Segundo consta, a única exigência de Divaldo foi de que a adaptação de sua trajetória fosse bem-humorada — e, de fato, o filme tem sua leveza e pode arrancar algumas risadas. Mas o personagem acaba retratado quase como um santo, passando incólume por eventuais conflitos dramáticos. O Espírito Obsessor, supostamente um tormento, não aflige o médium baiano, que, na arena das palavras (e como se fala neste filme!), vence com uma mão nas costas.

Divaldo: O Mensageiro da Paz é mais incisivo nas críticas à Igreja Católica. O padre, como que adotando a tática perversa das fake news, associa o espiritismo ao Diabo. Em outro momento, ele condena o suicídio de uma irmã de Divaldo, abrindo margem para uma discussão sobre as leis de Deus versus as leis da Igreja.
Por conta da opção pelo didatismo, a história é contada de forma bem linear. Começa em 1933, na cidade de Feira de Santana, onde o então menino Divaldo (João Bravo) pede ajuda à mãe, Dona Ana (Laila Garin), para lidar com as almas desencarnadas que diz ver — entre elas, Joanna de Angelis (Regiane Alves, prejudicada pelo excesso de texto), sua guia espiritual, e o Espírito Obsessor (Marcos Veras, entre o enérgico e o caricato). O pai, cético, fica dividido entre a repressão e a omissão.
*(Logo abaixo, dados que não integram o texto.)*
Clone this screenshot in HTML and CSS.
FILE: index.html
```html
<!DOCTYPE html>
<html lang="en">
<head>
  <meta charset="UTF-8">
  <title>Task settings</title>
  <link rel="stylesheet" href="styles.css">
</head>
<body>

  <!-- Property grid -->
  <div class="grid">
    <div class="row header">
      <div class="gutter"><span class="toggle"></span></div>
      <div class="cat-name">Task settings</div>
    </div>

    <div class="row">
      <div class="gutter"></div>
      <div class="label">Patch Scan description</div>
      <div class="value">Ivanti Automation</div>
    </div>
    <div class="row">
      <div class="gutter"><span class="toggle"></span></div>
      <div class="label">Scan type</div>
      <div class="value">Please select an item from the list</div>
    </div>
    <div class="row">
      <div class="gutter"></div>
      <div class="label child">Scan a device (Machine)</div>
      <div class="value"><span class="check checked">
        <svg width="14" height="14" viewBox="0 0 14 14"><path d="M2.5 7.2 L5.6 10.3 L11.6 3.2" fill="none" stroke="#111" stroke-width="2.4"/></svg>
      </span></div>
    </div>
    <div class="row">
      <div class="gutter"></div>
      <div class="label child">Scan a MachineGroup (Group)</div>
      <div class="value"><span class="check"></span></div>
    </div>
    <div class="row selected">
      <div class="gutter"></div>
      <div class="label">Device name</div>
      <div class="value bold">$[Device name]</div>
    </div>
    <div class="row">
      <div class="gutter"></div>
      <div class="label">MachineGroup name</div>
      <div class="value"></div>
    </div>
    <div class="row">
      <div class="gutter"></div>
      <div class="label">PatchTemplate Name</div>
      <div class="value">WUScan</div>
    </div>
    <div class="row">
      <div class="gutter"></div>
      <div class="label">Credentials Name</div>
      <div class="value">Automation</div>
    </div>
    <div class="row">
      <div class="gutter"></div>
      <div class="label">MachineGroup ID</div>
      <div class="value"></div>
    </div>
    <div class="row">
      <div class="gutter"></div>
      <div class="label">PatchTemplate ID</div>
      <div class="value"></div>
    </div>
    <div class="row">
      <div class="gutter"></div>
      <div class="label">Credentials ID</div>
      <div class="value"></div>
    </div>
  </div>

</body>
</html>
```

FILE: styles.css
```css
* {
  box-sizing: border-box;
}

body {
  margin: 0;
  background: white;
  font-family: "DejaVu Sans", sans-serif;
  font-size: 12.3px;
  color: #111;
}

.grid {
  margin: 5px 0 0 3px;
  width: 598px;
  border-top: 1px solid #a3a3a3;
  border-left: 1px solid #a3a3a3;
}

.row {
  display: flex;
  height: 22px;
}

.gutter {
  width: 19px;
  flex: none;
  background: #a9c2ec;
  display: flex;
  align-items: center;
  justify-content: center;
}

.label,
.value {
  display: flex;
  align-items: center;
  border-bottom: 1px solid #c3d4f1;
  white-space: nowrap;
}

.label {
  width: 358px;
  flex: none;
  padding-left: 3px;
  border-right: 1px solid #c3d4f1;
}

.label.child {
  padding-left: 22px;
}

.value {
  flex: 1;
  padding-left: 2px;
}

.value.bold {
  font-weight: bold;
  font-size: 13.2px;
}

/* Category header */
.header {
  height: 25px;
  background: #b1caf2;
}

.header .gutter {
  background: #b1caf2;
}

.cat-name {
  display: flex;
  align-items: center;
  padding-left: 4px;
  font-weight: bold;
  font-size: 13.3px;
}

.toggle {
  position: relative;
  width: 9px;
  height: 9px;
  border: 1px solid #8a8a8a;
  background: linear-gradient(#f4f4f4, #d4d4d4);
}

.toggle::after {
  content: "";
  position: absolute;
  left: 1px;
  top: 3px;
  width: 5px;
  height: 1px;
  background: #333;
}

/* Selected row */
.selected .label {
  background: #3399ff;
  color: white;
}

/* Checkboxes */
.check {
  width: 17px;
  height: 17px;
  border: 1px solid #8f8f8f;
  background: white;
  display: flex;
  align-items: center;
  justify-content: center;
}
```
A adolescência e a juventude ocupam mais da metade do filme, com Ghilherme Lobo (de Hoje Eu Quero Voltar Sozinho) exagerando no tom cômico — por conta disso, é difícil acreditar que Divaldo tenha sofrido qualquer tipo de problema ou dilema. Bruno Garcia, apesar de encabeçar o elenco, entra somente no final da trama, como a versão adulta do médium. Em poucos minutos, praticamente não altera as expressões de seu rosto, mas diz boas frases de efeito, daquelas que grudam na gente:
— Quem se dedica a enxugar a lágrima do outro não tem tempo para chorar.
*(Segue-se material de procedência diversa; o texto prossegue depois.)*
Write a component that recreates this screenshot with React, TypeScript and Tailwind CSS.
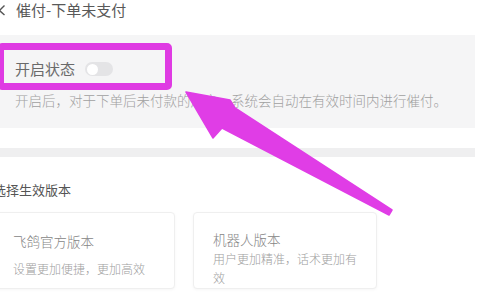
import React from "react";

export default function App() {
  const font = { fontFamily: '"Noto Sans CJK SC", "Noto Sans", sans-serif' };
  return (
    <div
      className="relative w-[482px] h-[293px] overflow-hidden bg-white"
      style={font}
    >
      {/* Header */}
      <div className="h-[35px] flex items-start pt-[1px]">
        <svg width="8" height="16" viewBox="0 0 8 16" className="mt-[1px] ml-[-2px]">
          <path d="M6.5 3.5 L1.5 8.5 L6.5 13" fill="none" stroke="#555" strokeWidth="1.4" />
        </svg>
        <span className="ml-[10px] text-[15px] leading-[18px] text-[#595959]">催付-下单未支付</span>
      </div>

      {/* Settings panel */}
      <div className="w-[475px] h-[93px] bg-[#f5f5f6] pl-[15px] pt-[24px]">
        <div className="flex items-center h-[20px]">
          <span className="text-[15px] leading-[20px] text-[#6a6a6a]">开启状态</span>
          <div className="ml-[10px] w-[28px] h-[14px] rounded-full bg-[#e4e4e6] flex items-center pl-[2px]">
            <div className="w-[11px] h-[11px] rounded-full bg-white" />
          </div>
        </div>
        <div className="mt-[12px] text-[13.5px] leading-[18px] font-light text-[#a0a0a0] whitespace-nowrap">
          开启后，对于下单后未付款的用户，系统会自动在有效时间内进行催付。
        </div>
      </div>

      <div className="h-[20px]" />
      <div className="w-[475px] h-[9px] bg-[#efeff0]" />

      {/* Version section */}
      <div className="mt-[23px] ml-[-7px] text-[13px] leading-[20px] text-[#555]">选择生效版本</div>
      <div className="mt-[12px] ml-[-9px] flex gap-[18px]">
        <div className="w-[184px] h-[77px] rounded-[4px] border border-[#efefef] bg-white pl-[21px] pt-[19px] shadow-[0_1px_3px_rgba(0,0,0,0.04)]">
          <div className="text-[13.5px] leading-[18px] font-light text-[#858585]">飞鸽官方版本</div>
          <div className="mt-[10px] text-[12px] leading-[18px] font-light text-[#a0a0a0]">设置更加便捷，更加高效</div>
        </div>
        <div className="w-[184px] h-[77px] rounded-[4px] border border-[#efefef] bg-white px-[19px] pt-[17px] shadow-[0_1px_3px_rgba(0,0,0,0.04)]">
          <div className="text-[13.5px] leading-[18px] font-light text-[#858585]">机器人版本</div>
          <div className="mt-[1px] text-[12px] leading-[19px] font-light text-[#a0a0a0]">用户更加精准，话术更加有效</div>
        </div>
      </div>

      {/* Magenta annotation box */}
      <div className="absolute left-[-3px] top-[43px] w-[175px] h-[47px] border-[7px] border-[#df3be3] rounded-[5px]" />

      {/* Magenta arrow */}
      <svg className="absolute left-0 top-0" width="482" height="293" viewBox="0 0 482 293">
        <polygon
          points="186,92 230,100 235,108 392,210 389,215 222,128 213,138"
          fill="#e03de6"
          stroke="#e03de6"
          strokeWidth="1.5"
          strokeLinejoin="round"
        />
      </svg>
    </div>
  );
}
Por falar em frases de efeito, há uma bela evocação de imagem naquela que talvez seja a cena mais bem-acabada de Divaldo. Há uma comunhão entre direção, fotografia, montagem e elenco na visita que o baiano faz ao médium mineiro Chico Xavier (1910-2002), outro personagem marcante do espiritismo que já foi biografado no cinema (por Daniel Filho, em 2010, com Nelson Xavier no papel principal), a exemplo de Bezerra de Menezes (levado às telas em 2008) e o próprio Kardec (no filme homônimo de 2019). Clovis Mello filma com calma e poesia o encontro, no qual Divaldo, ao se propor a trabalhar junto a Chico (interpretado por Álamo Facó), recebe como resposta:
— Somos como dois postes. Temos de ficar separados para levar luz a mais lugares.

Mas quem ilumina mesmo o filme, a cada cena em que surge, é Laila Garin. Foi um acerto do diretor mantê-la no papel nas três fases do longa: contribui para a identificação do espectador com um personagem, é ela quem guia nossas emoções.
Vista em Deserto Particular (2021) e em Vitória (2025), a atriz consegue transmitir, às vezes só com o olhar, todos os sentimentos da mãe do médium: o carinho, a dúvida, a indignação e, por fim, a paz de espírito trazida pelo filho. O protagonista pode ser Divaldo, mas é Dona Ana quem vale o filme.